The title track begins a three-song stretch that shows the band’s music at its best. It mingles the folk with the rock as if the British electric and eclectic styles of the late ’60s and early ’70s simmered into the punk generation ten years after. “Ancient and Modern” spans much in a few minutes. Its lyrics speak of both the “sepia glow” of nostalgia and the “mask of nothingness” that represents the coming, or past, century. Atrocity and “imaginary rites” contend against “slow trains” and “horse races” and cricket again. The war looms: “crawling up the muddy hill, dropping like flies”– as if Thomas Hardy’s poems about modern brutality found fresh and weary voice in this miniature epic, on an album recorded in Devon, with this song featuring a Welsh male chorus.
Langford’s warped vocals carry “Afar & Forlorn” back to a singer who “laughs and wakes up smiling on the grassy mound a hundred years ago”, even as the song emphasizes the distance and the loneliness of one who has strayed into sadness. The accordion and the guitar, the drums and the fiddle combine to convey this isolation.
“Honey Bear” prolongs this search for the end in the beginning, a rousing straightforward rock song that belies another complex parable. “The further the story is from the truth / The more you need propaganda”; Langford’s warning proves how relevant this album is for our times as much as any past century’s application. The speaker flees the village green and blue sky, as if madness or frustration impels him to “have a long conversation with the honey bear” far from Pooh Corner.
Disturbing scenes of poisoned sheepdogs and pale eyes fading segue into “The Devil at Rest” — which may be a misnomer. This tiptoes through a tune that hesitates and sneaks around.

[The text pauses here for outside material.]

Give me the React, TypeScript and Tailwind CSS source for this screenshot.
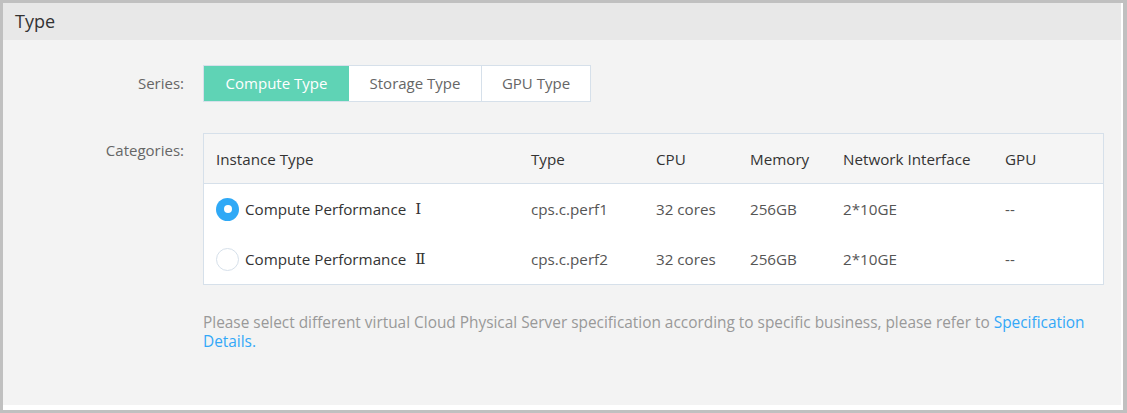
import React from "react";

const rows = [
  { name: "Compute Performance", num: "Ⅰ", type: "cps.c.perf1", cpu: "32 cores", mem: "256GB", net: "2*10GE", gpu: "--", sel: true },
  { name: "Compute Performance", num: "Ⅱ", type: "cps.c.perf2", cpu: "32 cores", mem: "256GB", net: "2*10GE", gpu: "--", sel: false },
];

export default function App() {
  return (
    <div
      className="w-[1127px] h-[413px] bg-[#c0c0c0] pt-[3px] pl-[3px] pr-[4px] pb-[3px]"
      style={{ fontFamily: '"Open Sans", "Noto Sans", sans-serif' }}
    >
      <div className="h-full bg-white pr-[2px] pb-[5px]">
        <div className="h-full bg-[#f3f3f3] flex flex-col">
          <div className="h-[37px] bg-[#e8e8e8] flex items-center pl-[12px] text-[18px] text-[#333]">Type</div>
          <div className="flex pt-[25px]">
            <div className="w-[181px] text-right text-[15px] text-[#666] leading-[37px]">Series:</div>
            <div className="ml-[19px] flex border border-[#d6e0ea] h-[37px] text-[15px]">
              <div className="w-[145px] bg-[#5fd3b5] text-white flex items-center justify-center">Compute Type</div>
              <div className="w-[133px] bg-white text-[#666] flex items-center justify-center border-r border-[#d6e0ea]">Storage Type</div>
              <div className="w-[108px] bg-white text-[#666] flex items-center justify-center">GPU Type</div>
            </div>
          </div>
          <div className="flex pt-[31px]">
            <div className="w-[181px] text-right text-[15px] text-[#666] pt-[6px]">Categories:</div>
            <div className="ml-[19px] w-[901px]">
              <div className="border border-[#d6e0ea] bg-white text-[15.2px]">
                <div className="h-[50px] bg-[#f5f5f5] border-b border-[#d6e0ea] flex items-center pt-[2px] text-[#333]">
                  <div className="w-[327px] pl-[12px]">Instance Type</div>
                  <div className="w-[125px]">Type</div>
                  <div className="w-[94px]">CPU</div>
                  <div className="w-[93px]">Memory</div>
                  <div className="w-[162px]">Network Interface</div>
                  <div>GPU</div>
                </div>
                {rows.map((r, i) => (
                  <div key={i} className="h-[50px] flex items-center text-[#555]">
                    <div className="w-[327px] pl-[12px] flex items-center text-[#333]">
                      {r.sel ? (
                        <span className="w-[23px] h-[23px] rounded-full bg-[#2fa9f6] flex items-center justify-center">
                          <span className="w-[8px] h-[8px] rounded-full bg-white" />
                        </span>
                      ) : (
                        <span className="w-[23px] h-[23px] rounded-full bg-white border border-[#d6e0ea]" />
                      )}
                      <span className="ml-[6px]">{r.name}</span>
                      <span className="ml-[9px]" style={{ fontFamily: '"DejaVu Serif", "Liberation Serif", serif' }}>{r.num}</span>
                    </div>
                    <div className="w-[125px]">{r.type}</div>
                    <div className="w-[94px]">{r.cpu}</div>
                    <div className="w-[93px]">{r.mem}</div>
                    <div className="w-[162px]">{r.net}</div>
                    <div>{r.gpu}</div>
                  </div>
                ))}
              </div>
              <p className="mt-[28px] text-[15.4px] leading-[19px] text-[#999] pr-[10px]">
                Please select different virtual Cloud Physical Server specification according to specific business, please refer to{" "}
                <span className="text-[#33a8f8]">Specification Details.</span>
              </p>
            </div>
          </div>
        </div>
      </div>
    </div>
  );
}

Timms pokes about the song, telling of a balloon rising with “black burning smoke” until a promise emerges. Typically, it holds off a calmer world until first the apocalypse: “We’ll cut the grass after the bombardment.”
“Arthur’s Angel” closes this suite with a mid-tempo electric tune that sighs at the folly of it all. A soldier trapped in No Man’s Land articulates his last thoughts, wondering “if you see the same as me”? The wires mark boundaries, the lines on maps. Treasures once sought for salvation tarnish, as they are replaced by “the guns, the manufacturer” who produces the “national treasures of their age”.
This could smack on paper of the Marxist seminar or agitprop pamphlet, but Mekons, after a third of their own century, know better than to peddle catchy slogans or facile rhetoric. Through sweeping up intelligent, elusive imagery into well-sequenced, compact traditional tunes, this album redeems itself. It’s both a tribute to the forgotten men and women of the past and to this band, who makes their voices and thoughts come alive in a time (1911-2011) of necessary reflection and direction.